Fin de la historia. Quién sabe, quizás el año que viene repitamos final, no sería tan raro aunque estos Celtics ya tienen una edad, y aunque estos Lakers deberán hacer un serio examen de conciencia: ficharon a Gasol y creyeron haber fichado a Jabbar, y como de repente empezaron a ganar partidos, fueron líderes del Oeste y dominaron con solvencia los playoffs, pues se ve que supusieron que la final sería coser y cantar, sin pararse a pensar (ni ellos, ni casi nadie) que esa misma plantilla (menos Kwame, más Gasol) era aquella por la que Kobe había echado pestes en octubre, la misma de la que se había querido ir a toda costa, la misma con la que ningún pronosticador sensato contaba por aquel entonces. Pero de repente estaban en la final y se creían (y les creíamos) con serias posibilidades de ganarla, pero la perdieron y entonces resultó que el culpable (gracias a su llegada) de llevarles hasta la final resultaba ser también el culpable de perderla. Como si sólo él hubiera estado mal, como si no hubieran estado todos los Lakers (y Kobe el primero, por cierto) muy por debajo de su nivel habitual.

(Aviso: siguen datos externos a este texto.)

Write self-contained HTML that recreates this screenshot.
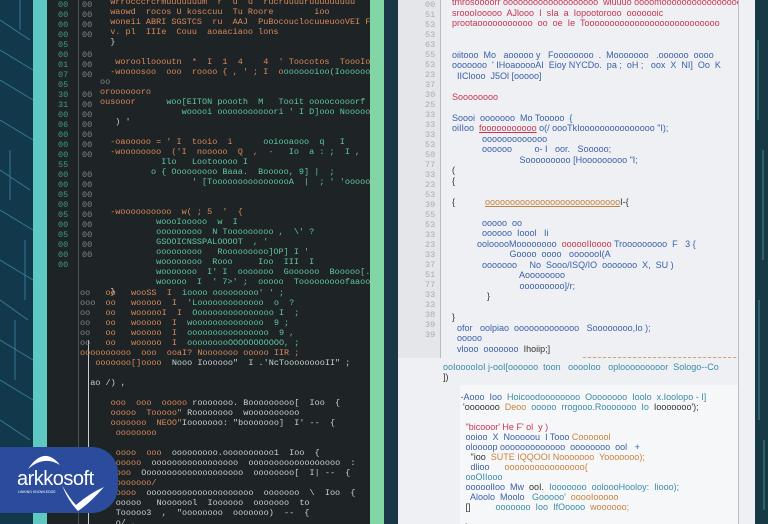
<!DOCTYPE html>
<html><head><style>
body{margin:0;width:768px;height:524px;overflow:hidden;position:relative;background:#0f3447;font-family:"Liberation Mono",monospace;}
.c{position:absolute;overflow:hidden;}
.a{position:absolute;white-space:pre;font-size:8.5px;line-height:10px;}
.l{font-family:"Liberation Sans",sans-serif;font-size:9px;}
.o{color:#d98a5a}.g{color:#5fc8a0}.w{color:#c9d2cf}.n{color:#3f9d80}.s{color:#7d8a88}
.r{color:#c8344f}.b{color:#3a5fa8}.t{color:#3a8aa8}.y{color:#c8823f}.k{color:#333}.q{color:#aab}
</style></head><body>
<svg style="position:absolute;left:0;top:0" width="36" height="524">
<rect width="36" height="524" fill="#12384c"/>
<g stroke="#3d8aa6" stroke-width="1" fill="none" opacity=".8">
<path d="M0 20 L30 40 M0 50 L33 70 M0 80 L33 100 M0 120 L33 140 M0 170 L30 190 M0 210 L33 230 M0 260 L33 280 M0 300 L28 320 M0 340 L33 360 M0 380 L33 400 M0 420 L30 440 M20 0 V30 M10 150 V200 M25 240 V300 M15 320 V380"/>
</g></svg>
<div style="position:absolute;left:33px;top:0;width:14px;height:524px;background:#5ec9c2"></div>
<div style="position:absolute;left:370px;top:0;width:14px;height:524px;background:#82d6a6"></div>
<div style="position:absolute;left:384px;top:0;width:14px;height:524px;background:#1b3645"></div>
<svg style="position:absolute;left:755px;top:0" width="13" height="524"><rect width="13" height="524" fill="#173a46"/><path d="M3 40 V120 M8 150 V260 M4 300 V420 M9 440 V510" stroke="#3f8c92" fill="none"/></svg>

<div class="c" style="left:47px;top:0;width:323px;height:524px;background:#1e2326">
<div style="position:absolute;left:31px;top:0;width:1px;height:524px;background:#4a5253"></div>
<div style="position:absolute;left:41px;top:340px;width:1px;height:184px;background:#c9d0cf"></div>
<div class="a n" style="left:11px;top:0">00
00
00
00
05
00
01
07
05
30
31
00
06
00
00
00
55
00
00
05
00
05
00
05
00
00
00</div>
<div class="a s" style="left:35px;top:0">00
00
00
00

00
00
00

00
00
00
00
00
00
00

00
00
00
00
00
00
00
00
00</div>
<div class="a" style="left:53px;top:-3px"><span class="o">  wrrocccrcrmuuuuuuum  r  u  u  rucruuuuruuuuuuuuu</span>
<span class="o">  waowd  rocos U kosccuu  Tu Roore        ioo        ru</span>
<span class="o">  woneii ABRI SGSTCS  ru  AAJ  PuBocouclocuueuooVEI FU</span>
<span class="o">  v. pl  IIIe  Couu  aoaaciaoo lons</span>
<span class="w">  }</span>

<span class="o">   woroolloooutn  *  I  1  4    4  ' Toocotos  ToooIoF  X</span>
<span class="o">  -woooosoo  ooo  roooo { , ' ; I  o</span><span class="g">ooooooioo(Iooooooi ) 9</span>
<span class="s">oo</span>
<span class="o">orooooooro</span>
<span class="o">ousooor      </span><span class="g">woo[EITON poooth  M   Tooit oooocoooorf  'l I</span>
<span class="g">                wooooi ooooooooooori ' I D]ooo NooooooI [ I ro</span>
<span class="w">   ) '  </span>

<span class="o">  -oaooooo = ' I  tooio  i      </span><span class="g">ooiooaooo  q   I</span>
<span class="o">  -woooooooo  ('I  nooooo  Q  ,  -   </span><span class="g">Io  a : ;  I ,</span>
<span class="g">            Ilo   Lootooooo I</span>
<span class="g">          o { Ooooooooo Baaa.  Booooo, 9] |  ;</span>
<span class="g">                  ' [ToooooooooooooooA  |  ; ' 'ooooooooooo'  ' I  ,</span>


<span class="o">  -woooooooooo  w( ; 5  '  {</span>
<span class="g">           woooIooooo  w  I</span>
<span class="g">           ooooooooo  N Tooooooooo ,  \' ?</span>
<span class="g">           GSOOICNSSPALOOOOT  , '</span>
<span class="g">           ooooooooo   Rooooooooo]OP] I '</span>
<span class="g">           woooooooo  Rooo     Ioo  III  I</span>
<span class="g">           wooooooo  I' I  ooooooo  Goooooo  Booooo[. ' ;</span>
<span class="g">           wooooo  I  ' 7&gt;' ;  ooooo  Tooooooooofaaooo[ ' I</span>
<span class="w">  }</span></div>
<div class="a" style="left:33px;top:288px"><span class="s">oo </span>  <span class="o">oo   wooSS  I  </span><span class="g">ioooo ooooooooo' ' ;</span>
<span class="s">ooo</span>  <span class="o">oo   wooooo  I  </span><span class="g">'Looooooooooooo  o  ?</span>
<span class="s">oo </span>  <span class="o">oo   woooooI  I  </span><span class="g">Oooooooooooooooo I  ;</span>
<span class="s">oo </span>  <span class="o">oo   wooooo  I  </span><span class="g">woooooooooooooo  9 ;</span>
<span class="s">oo </span>  <span class="o">oo   wooooo  I  </span><span class="g">oooooooooooooooo  9 ,</span>
<span class="s">oo </span>  <span class="o">oo   wooooo  I  </span><span class="g">ooooooooOOOOOOOOOOO, ;</span>
<span class="o">oooooooooo  ooo  ooaI? Nooooooo ooooo IIR ;</span>
<span class="w">   </span><span class="o">ooooooo[]oooo  </span><span class="w">Nooo Ioooooo"  I .'NcTooooooooII" ;</span>

<span class="w">  ao /) ,</span>

<span class="w">      </span><span class="o">ooo  ooo  ooooo </span><span class="w">rooooooo. Booooooooo[  Ioo  {</span>
<span class="w">      </span><span class="o">ooooo  Tooooo" </span><span class="w">Roooooooo  woooooooooo</span>
<span class="w">      </span><span class="o">ooooooo  NEOO"</span><span class="w">Iooooooo: "booooooo]  I' --  {</span>
<span class="o">       oooooooo</span>

<span class="w">       </span><span class="o">oooo  ooo  </span><span class="w">ooooooooo.oooooooooo1  Ioo  {</span>
<span class="w">       </span><span class="o">ooooo  </span><span class="w">ooooooooooooooooo  oooooooooooooooooo  :</span>
<span class="w">       </span><span class="o">ooo  </span><span class="w">Oooooooooooooooooooo  oooooooo[  I| --  {</span>
<span class="o">       ooooooo/</span>
<span class="w">       </span><span class="o">oooo  </span><span class="w">ooooooooooooooooooooo  ooooooo  \  Ioo  {</span>
<span class="w">       ooooo   Nooooool  Ioooooo  ooooooo  to</span>
<span class="w">       Tooooo3  ,  "oooooooo  ooooooo)  --  {</span>
<span class="w">       o/ ,</span></div>
</div>

<div class="c" style="left:398px;top:0;width:357px;height:524px;background:#eef0f3">
<div style="position:absolute;left:0;top:0;width:42px;height:358px;background:#e4e6e9;border-right:1px solid #b8bcc0"></div>
<div style="position:absolute;left:340px;top:0;width:1px;height:524px;background:#b9bdc1"></div>
<div style="position:absolute;left:62px;top:385px;width:278px;height:139px;background:#f6f7f8"></div>
<div class="a q" style="left:27px;top:0">00
51
53
53
63
55
53
23
37
30
25
33
33
33
53
50
77
33
23
53
39
55
53
33
23
33
37
51
77
33
33
38
39
39</div>
<div class="c" style="left:43px;top:0;width:297px;height:358px">
<div class="a l" style="left:11px;top:-3px;line-height:10.5px"><span class="r">tmrosoooorr ooooooooooooooooooo  wiuuuo oooomoooooooooooooooo</span>
<span class="r">sroooIooooo  AJlooo  I  sIa  a  Iopootorooo  ooooooic</span>
<span class="r">prootaooooooooooo  oo  oe  Ie  Tooooooooooooooooooooooooooo</span>


<span class="b">oiitooo  Mo   aooooo y   Foooooooo  .  Mooooooo   .oooooo  oooo</span>
<span class="b">ooooooo  ' IHoaooooAI  Eioy NYCDo.  pa ;  oH ;   oox  X  NI]  Oo  K</span>
<span class="b">  IIClooo  J5Ol [ooooo]</span>

<span class="r">Soooooooo</span>

<span class="b">Soooi  ooooooo  Mo Tooooo  {</span>
<span class="b">oiIIoo  </span><span class="r"><u>fooooooooooo</u> </span><span class="b">o(/ oooTkIooooooooooooooo "I);</span>
<span class="b">            ooooooooooooo</span>
<span class="b">            oooooo         o- I   oor.   Sooooo;</span>
<span class="b">                           Sooooooooo [Hooooooooo "I;</span>
<span class="k">(</span>
<span class="k">{</span>

<span class="k">{            </span><span class="y"><u>ooooooooooooooooooooooooooo</u></span><span class="k">I-{</span>

<span class="b">            ooooo  oo</span>
<span class="b">            oooooo  Ioool   Ii</span>
<span class="b">          oolooooMoooooooo  </span><span class="r">oooooIIoooo </span><span class="b">Trooooooooo  F   3 {</span>
<span class="b">                       Goooo  oooo   ooooooI(A</span>
<span class="b">            ooooooo     No  Sooo/ISQ/IO  ooooooo  X,  SU )</span>
<span class="b">                           Aoooooooo</span>
<span class="b">                           ooooooooo]/r;</span>
<span class="k">              }</span>

<span class="k">}</span>
<span class="b">  ofor   oolpiao  ooooooooooooo   Soooooooo,Io );</span>
<span class="b">  ooooo</span>
<span class="b">  vlooo  ooooooo  </span><span class="k">Ihoiip;]</span>
<span class="y">                                                    <u>oooooooooooooooooooooooooooooooooooo</u></span></div>
</div>
<div class="c" style="left:45px;top:358px;width:295px;height:166px">
<div class="a l" style="left:0;top:4px;line-height:10px"><span class="t">ooIooooIoI j-ooI[oooooo  toon   ooooIoo   oplooooooooor  Sologo--Co</span>
<span class="k">])</span>

<span class="b">       -Aooo  Ioo  </span><span class="t">Hoicoodoooooooo  Oooooooo  Ioolo  x.Ioolopo - I]</span>
<span class="k">        'ooooooo  </span><span class="y">Deoo  </span><span class="t">ooooo  rrogooo.Rooooooo  Io  </span><span class="k">Iooooooo');</span>

<span class="r">         "bicooor' He F' ol  y )</span>
<span class="b">         ooioo  X  Nooooou  I Tooo </span><span class="y">Cooooool</span>
<span class="b">         oloooop ooooooooooooo  oooooooo  ool   +</span>
<span class="k">           "ioo  </span><span class="y">SUTE IQQOOI Nooooooo  Yooooooo);</span>
<span class="b">           dlioo      </span><span class="y">oooooooooooooooo{</span>
<span class="t">         ooOIIooo</span>
<span class="b">         ooooolIoo  Mw  </span><span class="k">ooI.  </span><span class="t">Iooooooo  ooloooHooloy:  Iiooo);</span>
<span class="b">           Aloolo  Moolo   </span><span class="t">Gooooo'  </span><span class="y">ooooIooooo</span>
<span class="k">         []          </span><span class="t">ooooooo  Ioo  IfOoooo  </span><span class="y">woooooo;</span>

<span class="k">         }</span></div>
</div>
</div>

<div style="position:absolute;left:0;top:447px;width:118px;height:66px;background:#2b4b9c;border-radius:0 26px 26px 0"></div>
<svg style="position:absolute;left:0;top:447px" width="118" height="70">
<path d="M28 22 Q44 -2 60 18 Q44 8 28 22Z" fill="#fff"/>
<path d="M62 38 Q70 52 76 58 Q90 46 104 40 Q90 56 78 64 Q68 54 62 38Z" fill="#fff"/>
<text x="17" y="38" font-family="Liberation Sans,sans-serif" font-size="20" fill="#fff" letter-spacing="-0.5">arkkosoft</text>
<text x="18" y="46" font-family="Liberation Sans,sans-serif" font-size="3.5" fill="#fff">LINKING KNOWLEDGE</text>
</svg>
</body></html>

Así que en cualquier caso no les vendrá mal en Los Ángeles un somero examen de conciencia, pero sin perder en ningún caso la perspectiva: esto que ahora les parece un fracaso, en realidad es un éxito absoluto; si a comienzos de temporada (o incluso a comienzos de febrero, con Gasol recién llegado) les hubieran dicho que ganarían el Oeste y jugarían la final, directamente habrían preguntado dónde tenían que firmar.

Así que sí, tal vez repitamos final… o tal vez no, que al fin y al cabo será año impar y ya es sabido que desde 2003 esto lleva una cadencia exacta y precisa: si es año par gana un equipo del Este, si es año impar ganan los Spurs. Sea como fuere no teman, que dado que el hombre es el único animal que tropieza dos veces en la misma piedra (y en mi caso dos son muy pocas), pues probablemente para entonces estaré de nuevo por aquí con otro de mis sesudos análisis, regalándoles otra razonada quiniela de las mías… Ya saben, léanlo detenidamente y a continuación apuesten justo por lo contrario de lo que yo diga: seguro que no se arrepentirán.